The then actual Code of Canon Law 1917 (Codex Iuris Canonici, CIC) says:

Can. 765 CIC/1917 Ut quis sit patrinus, oportet:

[...]

2° Ad nullam pertineat haereticam aut schismaticam sectam, [...];

(my translation)

can. 765 In order to be godparent, it is required:

2° He belongs to no heretical or schismatical sect, [...];

In the former terminology the Church of England is a heretical and schismatical sect (we now use other terminology). So an Anglican were not able to be godparent in a Catholic baptism.

This requirement did not change with the reform of the Code 1983:

can. 874 § 2 CIC/1983 A baptized person who belongs to a non-Catholic ecclesial community is not to participate except together with a Catholic sponsor and then only as a witness of the baptism.

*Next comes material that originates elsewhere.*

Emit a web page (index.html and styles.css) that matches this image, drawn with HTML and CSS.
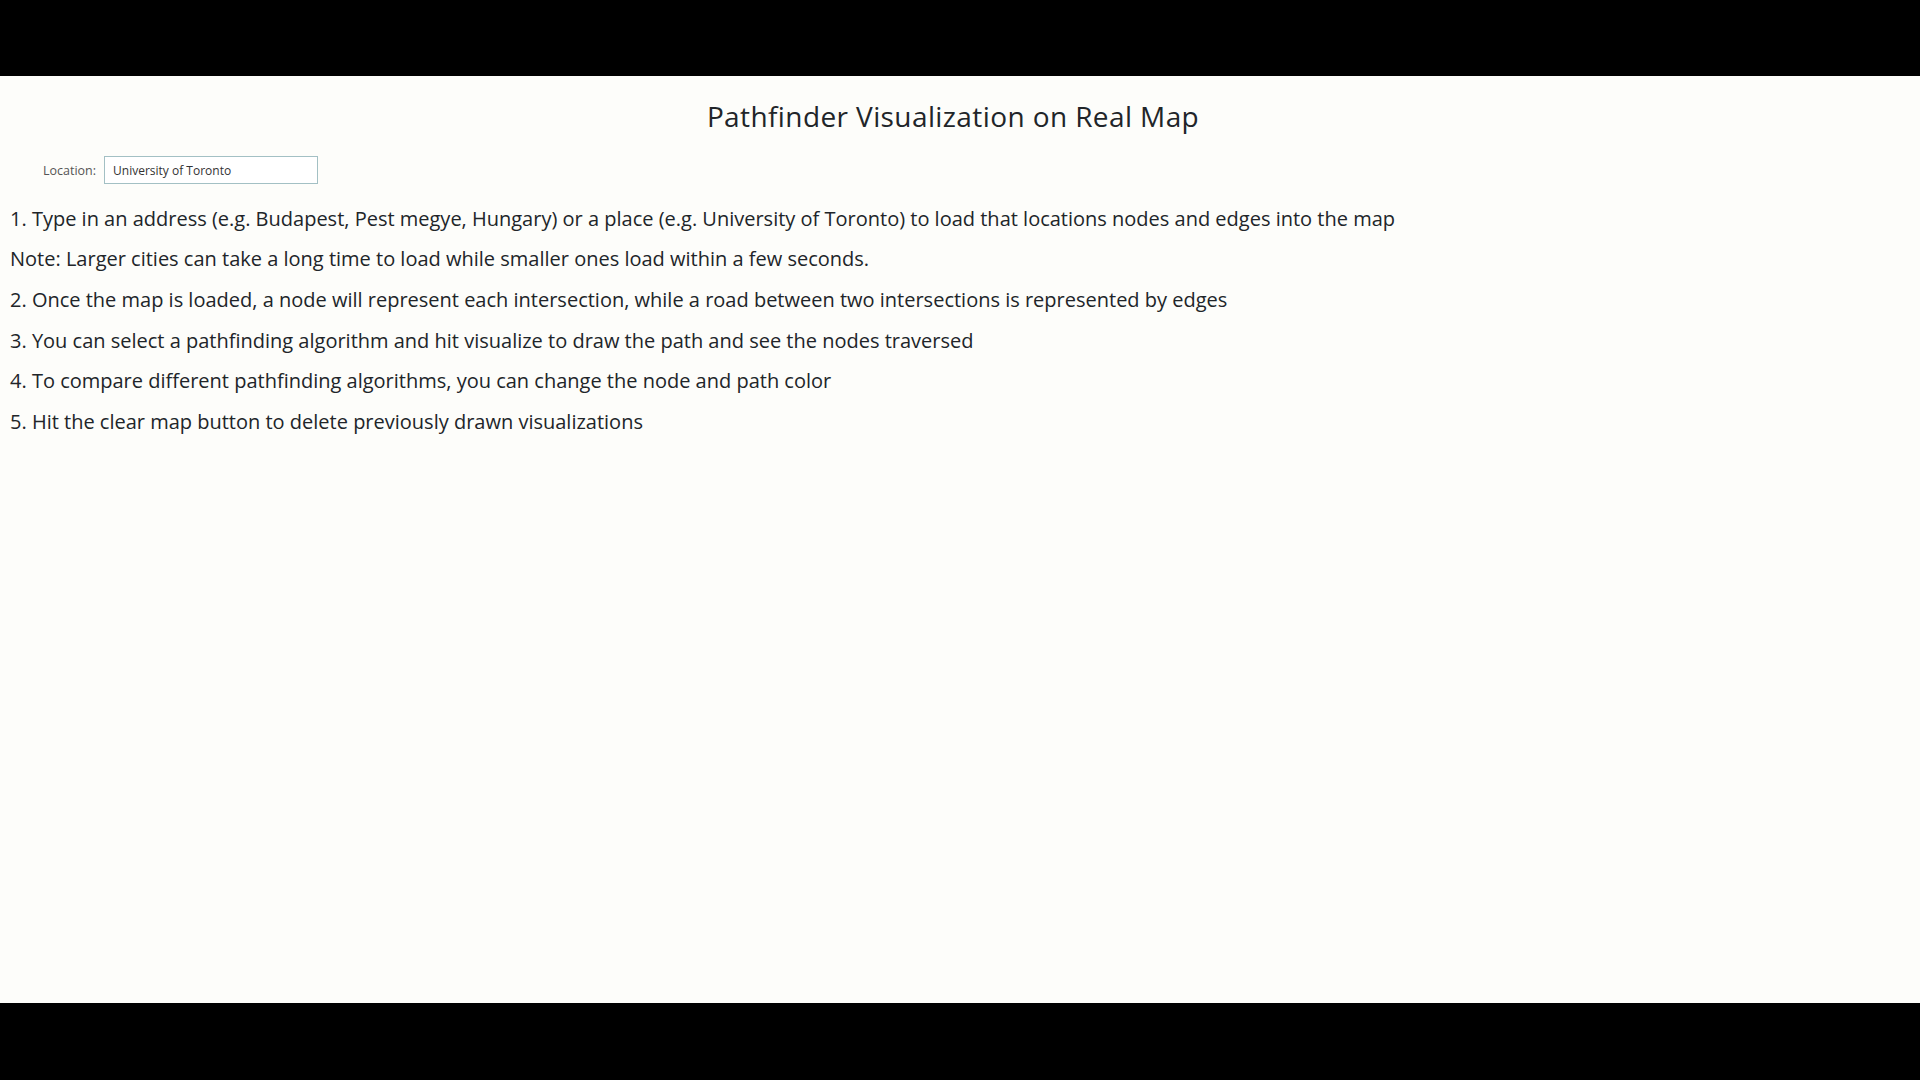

The reason for this is also given:

can. 872 CIC/1983 Insofar as possible, a person to be baptized is to be given a sponsor who assists an adult in Christian initiation or together with the parents presents an infant for baptism. A sponsor also helps the baptized person to lead a Christian life in keeping with baptism and to fulfill faithfully the obligations inherent in it.

This function cannot be fulfilled by someone who does not hold the whole Catholic faith and is not in full communion with the Church.

By the way: This rule cannot guarantee that there were and are no Anglican godparents in reality. The priest should check this, but maybe not everyone does this or he just ignores the rule.